Something to look forward to: During its last Financial Analyst Day in June 2022, AMD announced that it was looking at a 2024 debut for its Zen 5 processors. While the company is yet to publish any official Zen 5 benchmarks, we now have unofficial projections about its performance and other metrics from a reputable insider.
Jim Keller, the man who spearheaded the development of AMD's Zen CPU architecture, has revealed some critical tidbits about the company's Zen 5 processors that are expected to launch next year. The revelations came during a keynote for university students in Bengaluru, India, and include details about the performance, clock speeds and power estimates of AMD's upcoming lineup.
Keller, who is currently the CEO of AI hardware firm Tenstorrent, was talking about the company's Ascalon processor cores and showed the comparative performance numbers for a range of data center CPUs including Intel's Sapphire Rapids, Amazon's Graviton 3 and Nvidia's Grace processors, alongside Zen 5.
Keller claimed that Ascalon will provide market-leading integer performance-per-watt, and predicted that Zen 5 will be 30 percent faster than Zen 4 in integer workloads.
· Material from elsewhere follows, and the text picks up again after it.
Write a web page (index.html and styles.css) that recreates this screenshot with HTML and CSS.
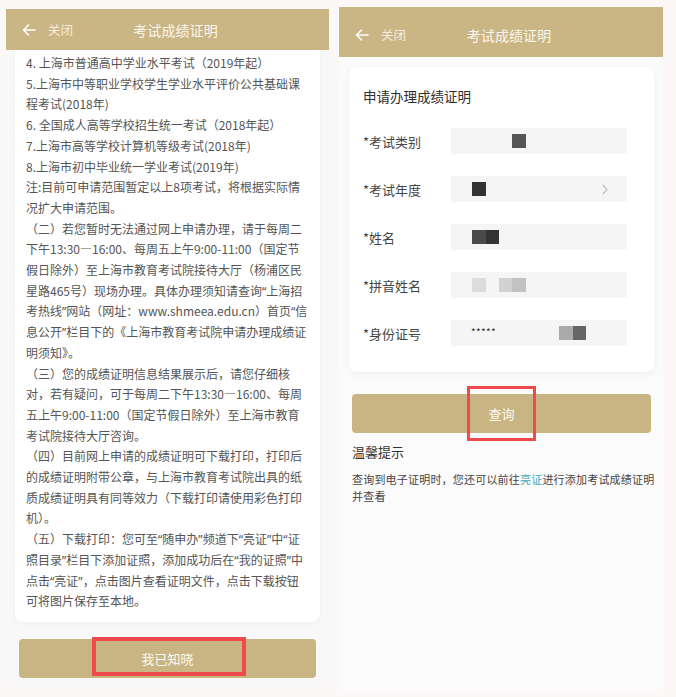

If that turns out to be accurate, it will be an impressive update, given that Zen 4 already delivered a 15 percent gain over Zen 3.
In terms of clock speeds, Keller said he expects the Zen 5 server chips to hit the 4 GHz mark, which could make them the first chips in their category to hit those speeds, depending on what Intel does with its Emerald Rapids lineup later this year. In comparison, the EPYC Genoa and Sapphire Rapids processors only go up to 3.7 GHz and 3.8 GHz, respectively.
Finally, Zen 5 chips are expected to be significantly more power efficient than their predecessors despite the increased frequencies and improved performance, thanks to a 4nm/3nm process node. Keller's data also suggests Zen 5 will emerge as the fastest enterprise-grade next-gen offering with 8.84 points in the SPEC CPU 2017 INT Rate benchmark. In comparison, Sapphire Rapids is expected to reach 7.45 points, Grace could hit 7.44 points, and Zen 4 could only notch 6.80 points.
It is worth noting here that Zen 5 performance numbers, frequencies and power estimates are Keller's projection rather than real-life benchmarks or even leaked specs. So take them with a pinch of salt as they are unlikely to be entirely accurate.